**Exercise objective:**
Give back, exactly as written, the lines from the beginning of the listing through the one that contains "const toggle = (id: string)".
====== Dataset extract
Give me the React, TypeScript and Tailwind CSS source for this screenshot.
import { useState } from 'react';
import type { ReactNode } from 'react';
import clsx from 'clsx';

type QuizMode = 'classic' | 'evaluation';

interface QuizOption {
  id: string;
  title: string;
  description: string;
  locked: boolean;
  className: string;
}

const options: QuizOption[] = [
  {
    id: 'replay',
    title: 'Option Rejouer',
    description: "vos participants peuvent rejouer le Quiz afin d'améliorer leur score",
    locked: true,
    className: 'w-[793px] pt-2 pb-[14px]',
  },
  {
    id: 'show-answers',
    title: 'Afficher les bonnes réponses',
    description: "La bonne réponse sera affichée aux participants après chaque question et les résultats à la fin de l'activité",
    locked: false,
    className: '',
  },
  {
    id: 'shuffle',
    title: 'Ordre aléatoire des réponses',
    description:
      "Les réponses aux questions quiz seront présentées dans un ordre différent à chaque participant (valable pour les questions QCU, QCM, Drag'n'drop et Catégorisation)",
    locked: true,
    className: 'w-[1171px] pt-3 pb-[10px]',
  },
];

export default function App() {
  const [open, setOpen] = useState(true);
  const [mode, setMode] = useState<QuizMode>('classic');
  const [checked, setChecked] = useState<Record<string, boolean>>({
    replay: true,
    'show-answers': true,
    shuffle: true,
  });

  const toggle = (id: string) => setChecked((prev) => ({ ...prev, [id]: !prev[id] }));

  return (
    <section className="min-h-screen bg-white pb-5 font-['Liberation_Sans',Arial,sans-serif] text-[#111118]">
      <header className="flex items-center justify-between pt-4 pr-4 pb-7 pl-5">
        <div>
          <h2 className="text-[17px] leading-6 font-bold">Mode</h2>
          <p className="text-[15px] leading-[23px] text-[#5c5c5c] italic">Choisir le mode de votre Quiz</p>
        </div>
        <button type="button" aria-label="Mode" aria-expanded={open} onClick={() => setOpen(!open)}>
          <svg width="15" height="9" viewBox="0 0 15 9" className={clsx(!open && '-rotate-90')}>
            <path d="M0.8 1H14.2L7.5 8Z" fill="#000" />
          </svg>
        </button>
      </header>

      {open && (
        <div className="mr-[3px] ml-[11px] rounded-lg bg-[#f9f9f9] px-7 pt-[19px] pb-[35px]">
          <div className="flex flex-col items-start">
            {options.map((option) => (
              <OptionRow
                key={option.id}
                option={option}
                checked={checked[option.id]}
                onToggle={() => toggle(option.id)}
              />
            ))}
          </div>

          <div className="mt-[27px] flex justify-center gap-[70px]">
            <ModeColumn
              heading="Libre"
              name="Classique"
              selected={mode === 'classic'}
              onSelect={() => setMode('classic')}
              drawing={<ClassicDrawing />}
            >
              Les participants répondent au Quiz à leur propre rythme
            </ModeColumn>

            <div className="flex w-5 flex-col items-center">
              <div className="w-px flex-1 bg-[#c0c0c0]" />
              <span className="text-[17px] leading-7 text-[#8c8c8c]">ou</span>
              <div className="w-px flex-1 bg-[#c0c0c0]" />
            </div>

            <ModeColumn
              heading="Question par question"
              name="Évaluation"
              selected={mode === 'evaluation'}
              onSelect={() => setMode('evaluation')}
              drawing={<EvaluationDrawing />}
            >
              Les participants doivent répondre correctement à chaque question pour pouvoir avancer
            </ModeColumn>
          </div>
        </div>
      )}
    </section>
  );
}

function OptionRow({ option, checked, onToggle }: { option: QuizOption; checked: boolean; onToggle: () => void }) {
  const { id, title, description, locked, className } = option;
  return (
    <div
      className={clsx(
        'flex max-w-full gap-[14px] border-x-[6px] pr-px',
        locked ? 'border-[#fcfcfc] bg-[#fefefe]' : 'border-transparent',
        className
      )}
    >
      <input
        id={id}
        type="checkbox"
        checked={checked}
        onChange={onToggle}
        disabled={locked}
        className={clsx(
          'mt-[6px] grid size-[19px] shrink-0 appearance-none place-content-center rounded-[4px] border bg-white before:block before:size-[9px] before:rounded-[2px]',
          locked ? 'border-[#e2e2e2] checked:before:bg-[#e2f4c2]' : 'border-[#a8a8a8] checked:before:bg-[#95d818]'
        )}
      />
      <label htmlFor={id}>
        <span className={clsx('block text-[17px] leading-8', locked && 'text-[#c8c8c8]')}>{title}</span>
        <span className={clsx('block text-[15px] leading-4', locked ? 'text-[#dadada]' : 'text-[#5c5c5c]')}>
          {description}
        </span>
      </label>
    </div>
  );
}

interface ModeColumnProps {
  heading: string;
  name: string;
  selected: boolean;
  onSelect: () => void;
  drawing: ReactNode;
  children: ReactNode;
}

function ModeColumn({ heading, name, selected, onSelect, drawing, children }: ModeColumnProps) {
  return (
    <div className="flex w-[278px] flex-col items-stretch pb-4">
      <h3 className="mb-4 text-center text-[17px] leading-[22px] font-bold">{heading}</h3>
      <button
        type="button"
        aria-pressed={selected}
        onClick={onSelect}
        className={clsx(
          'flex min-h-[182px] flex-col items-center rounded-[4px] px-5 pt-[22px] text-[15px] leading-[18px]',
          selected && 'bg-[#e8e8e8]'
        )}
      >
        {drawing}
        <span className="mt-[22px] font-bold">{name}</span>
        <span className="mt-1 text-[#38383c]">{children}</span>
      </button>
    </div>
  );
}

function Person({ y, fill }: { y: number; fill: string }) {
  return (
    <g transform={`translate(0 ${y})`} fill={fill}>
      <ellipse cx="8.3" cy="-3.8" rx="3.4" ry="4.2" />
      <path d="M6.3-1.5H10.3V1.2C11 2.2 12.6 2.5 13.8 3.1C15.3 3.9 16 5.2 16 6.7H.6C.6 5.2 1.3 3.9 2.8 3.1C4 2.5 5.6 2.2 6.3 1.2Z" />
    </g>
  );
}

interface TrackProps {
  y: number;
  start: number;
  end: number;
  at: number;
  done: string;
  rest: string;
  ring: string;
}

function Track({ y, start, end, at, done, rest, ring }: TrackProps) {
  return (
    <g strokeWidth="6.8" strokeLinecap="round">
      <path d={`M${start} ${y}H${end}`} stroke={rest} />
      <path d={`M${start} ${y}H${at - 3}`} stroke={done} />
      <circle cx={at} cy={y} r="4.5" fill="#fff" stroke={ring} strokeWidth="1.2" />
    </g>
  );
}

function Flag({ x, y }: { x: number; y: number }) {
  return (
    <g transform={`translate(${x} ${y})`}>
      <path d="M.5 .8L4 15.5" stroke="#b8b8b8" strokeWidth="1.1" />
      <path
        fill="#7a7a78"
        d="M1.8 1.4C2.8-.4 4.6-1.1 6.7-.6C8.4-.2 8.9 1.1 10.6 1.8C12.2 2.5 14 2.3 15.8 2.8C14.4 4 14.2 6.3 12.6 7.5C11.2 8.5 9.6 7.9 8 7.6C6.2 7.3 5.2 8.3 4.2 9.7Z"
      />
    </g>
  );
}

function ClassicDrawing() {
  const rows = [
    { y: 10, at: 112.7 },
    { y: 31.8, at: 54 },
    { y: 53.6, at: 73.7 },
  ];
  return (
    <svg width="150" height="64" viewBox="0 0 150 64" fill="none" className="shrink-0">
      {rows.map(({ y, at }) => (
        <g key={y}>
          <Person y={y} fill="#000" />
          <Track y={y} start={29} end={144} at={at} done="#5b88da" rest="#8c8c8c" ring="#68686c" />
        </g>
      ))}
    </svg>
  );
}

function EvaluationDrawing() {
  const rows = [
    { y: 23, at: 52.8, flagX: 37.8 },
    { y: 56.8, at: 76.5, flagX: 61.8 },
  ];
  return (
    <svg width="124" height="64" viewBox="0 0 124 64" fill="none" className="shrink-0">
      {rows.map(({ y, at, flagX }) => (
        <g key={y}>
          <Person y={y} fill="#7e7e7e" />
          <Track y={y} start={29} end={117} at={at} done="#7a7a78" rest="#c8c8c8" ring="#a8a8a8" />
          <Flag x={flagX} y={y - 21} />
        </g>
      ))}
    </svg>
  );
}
============
**The completed task:**
Give me the React, TypeScript and Tailwind CSS source for this screenshot.
import { useState } from 'react';
import type { ReactNode } from 'react';
import clsx from 'clsx';

type QuizMode = 'classic' | 'evaluation';

interface QuizOption {
  id: string;
  title: string;
  description: string;
  locked: boolean;
  className: string;
}

const options: QuizOption[] = [
  {
    id: 'replay',
    title: 'Option Rejouer',
    description: "vos participants peuvent rejouer le Quiz afin d'améliorer leur score",
    locked: true,
    className: 'w-[793px] pt-2 pb-[14px]',
  },
  {
    id: 'show-answers',
    title: 'Afficher les bonnes réponses',
    description: "La bonne réponse sera affichée aux participants après chaque question et les résultats à la fin de l'activité",
    locked: false,
    className: '',
  },
  {
    id: 'shuffle',
    title: 'Ordre aléatoire des réponses',
    description:
      "Les réponses aux questions quiz seront présentées dans un ordre différent à chaque participant (valable pour les questions QCU, QCM, Drag'n'drop et Catégorisation)",
    locked: true,
    className: 'w-[1171px] pt-3 pb-[10px]',
  },
];

export default function App() {
  const [open, setOpen] = useState(true);
  const [mode, setMode] = useState<QuizMode>('classic');
  const [checked, setChecked] = useState<Record<string, boolean>>({
    replay: true,
    'show-answers': true,
    shuffle: true,
  });

  const toggle = (id: string) => setChecked((prev) => ({ ...prev, [id]: !prev[id] }));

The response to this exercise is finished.